Over the last few articles, I kept introducing Malawi as one of the poorest countries in the world. The statement is based on the World Population Review's "Poorest Countries in the World" report, and Malawi is ranked the 10th poorest country in terms of purchasing power parity (PPP), according to the World Bank-sourced data. But, what does the 10th poorest life look like?

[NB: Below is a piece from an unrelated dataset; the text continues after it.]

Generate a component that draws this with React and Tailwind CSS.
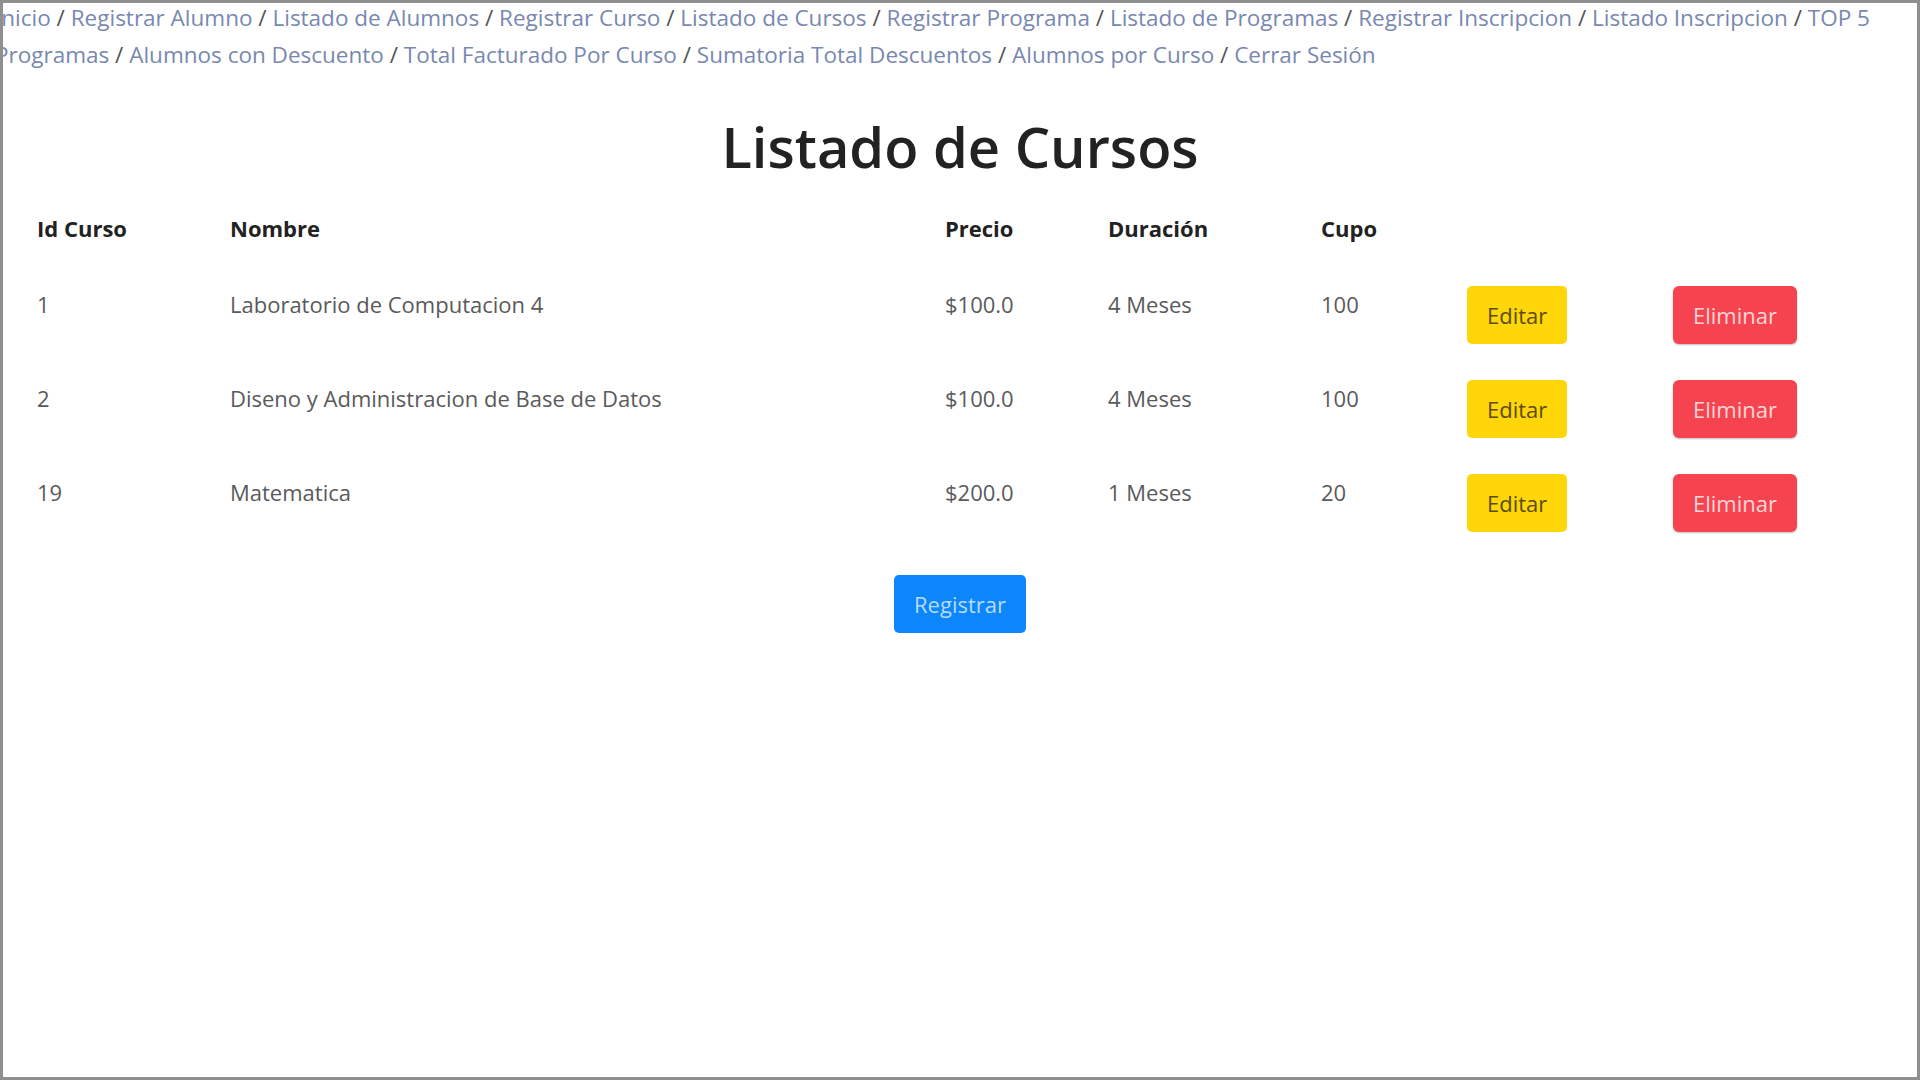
import React from "react";

const linksTop = [
  "Inicio",
  "Registrar Alumno",
  "Listado de Alumnos",
  "Registrar Curso",
  "Listado de Cursos",
  "Registrar Programa",
  "Listado de Programas",
  "Registrar Inscripcion",
  "Listado Inscripcion",
  "TOP 5",
];

const linksBottom = [
  "Programas",
  "Alumnos con Descuento",
  "Total Facturado Por Curso",
  "Sumatoria Total Descuentos",
  "Alumnos por Curso",
  "Cerrar Sesión",
];

const cursos = [
  { id: 1, nombre: "Laboratorio de Computacion 4", precio: "$100.0", duracion: "4 Meses", cupo: 100 },
  { id: 2, nombre: "Diseno y Administracion de Base de Datos", precio: "$100.0", duracion: "4 Meses", cupo: 100 },
  { id: 19, nombre: "Matematica", precio: "$200.0", duracion: "1 Meses", cupo: 20 },
];

// una linea del menu, el link "TOP 5 Programas" queda partido entre las dos
const NavLine = ({ items }) => (
  <div className="whitespace-nowrap h-[37px] leading-[37px]">
    {items.map((item, i) => (
      <span key={item}>
        {i > 0 && <span className="text-[#555]"> / </span>}
        <a className="text-[#7888b0]">{item}</a>
      </span>
    ))}
  </div>
);

export default function App() {
  return (
    <div
      className="w-[1920px] h-[1080px] border-[3px] border-[#8f8f8f] bg-white overflow-hidden text-[#222]"
      style={{ fontFamily: "'Open Sans', 'Noto Sans', sans-serif" }}
    >
      <nav className="text-[22.5px] ml-[-8px] mt-[-4px]">
        <NavLine items={linksTop} />
        <NavLine items={linksBottom} />
      </nav>

      <h1 className="text-center text-[56px] font-semibold leading-[72px] mt-[37px] text-[#222]">
        Listado de Cursos
      </h1>

      <table className="table-fixed mt-[10px] ml-[16px] w-[1890px] text-[22px]">
        <colgroup>
          <col className="w-[193px]" />
          <col className="w-[715px]" />
          <col className="w-[163px]" />
          <col className="w-[213px]" />
          <col className="w-[146px]" />
          <col className="w-[206px]" />
          <col />
        </colgroup>
        <thead>
          <tr className="text-left text-[#222]">
            <th className="px-[18px] pt-[18px] pb-[22px] leading-[36px] font-bold">Id Curso</th>
            <th className="px-[18px] pt-[18px] pb-[22px] leading-[36px] font-bold">Nombre</th>
            <th className="px-[18px] pt-[18px] pb-[22px] leading-[36px] font-bold">Precio</th>
            <th className="px-[18px] pt-[18px] pb-[22px] leading-[36px] font-bold">Duración</th>
            <th className="px-[18px] pt-[18px] pb-[22px] leading-[36px] font-bold">Cupo</th>
            <th className="p-[18px]"></th>
            <th className="p-[18px]"></th>
          </tr>
        </thead>
        <tbody className="text-[#5a5a5a]">
          {cursos.map((c) => (
            <tr key={c.id} className="align-top">
              <td className="p-[18px] leading-[36px]">{c.id}</td>
              <td className="p-[18px] leading-[36px]">{c.nombre}</td>
              <td className="p-[18px] leading-[36px]">{c.precio}</td>
              <td className="p-[18px] leading-[36px]">{c.duracion}</td>
              <td className="p-[18px] leading-[36px]">{c.cupo}</td>
              <td className="p-[18px]">
                <button className="h-[58px] px-[20px] rounded-[5px] bg-[#ffd60a] text-[#5c4c05] text-[22px]">
                  Editar
                </button>
              </td>
              <td className="p-[18px]">
                <button className="h-[58px] px-[20px] rounded-[6px] bg-[#f5444f] text-[#ffd6d8] text-[22px] shadow-[0_1px_2px_rgba(0,0,0,0.25)]">
                  Eliminar
                </button>
              </td>
            </tr>
          ))}
        </tbody>
      </table>

      <div className="flex justify-center mt-[25px]">
        <button className="h-[58px] px-[20px] rounded-[5px] bg-[#0d86fb] text-[#b5dcff] text-[22px]">
          Registrar
        </button>
      </div>
    </div>
  );
}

Imbalance between earning and spending

First and foremost, as of February 2024, Malawi's monthly minimum wage for general workers is 90,000 Malawian Kwacha (MWK) both in rural and urban areas (!). That is, since 1,000 MWK is about 0.59 USD as of writing, we can expect to earn about 53 USD per month in Malawi at minimum. Yes, you read it correctly. It should be noted that a different lower rate may apply for domestic workers, and the World Bank once reported1 that around 80% of the population is relying on agriculture for their livelihoods, occupying more than 60% of total employment. Hence, I would imagine the general population's income stream is fairly inconsistent in practice.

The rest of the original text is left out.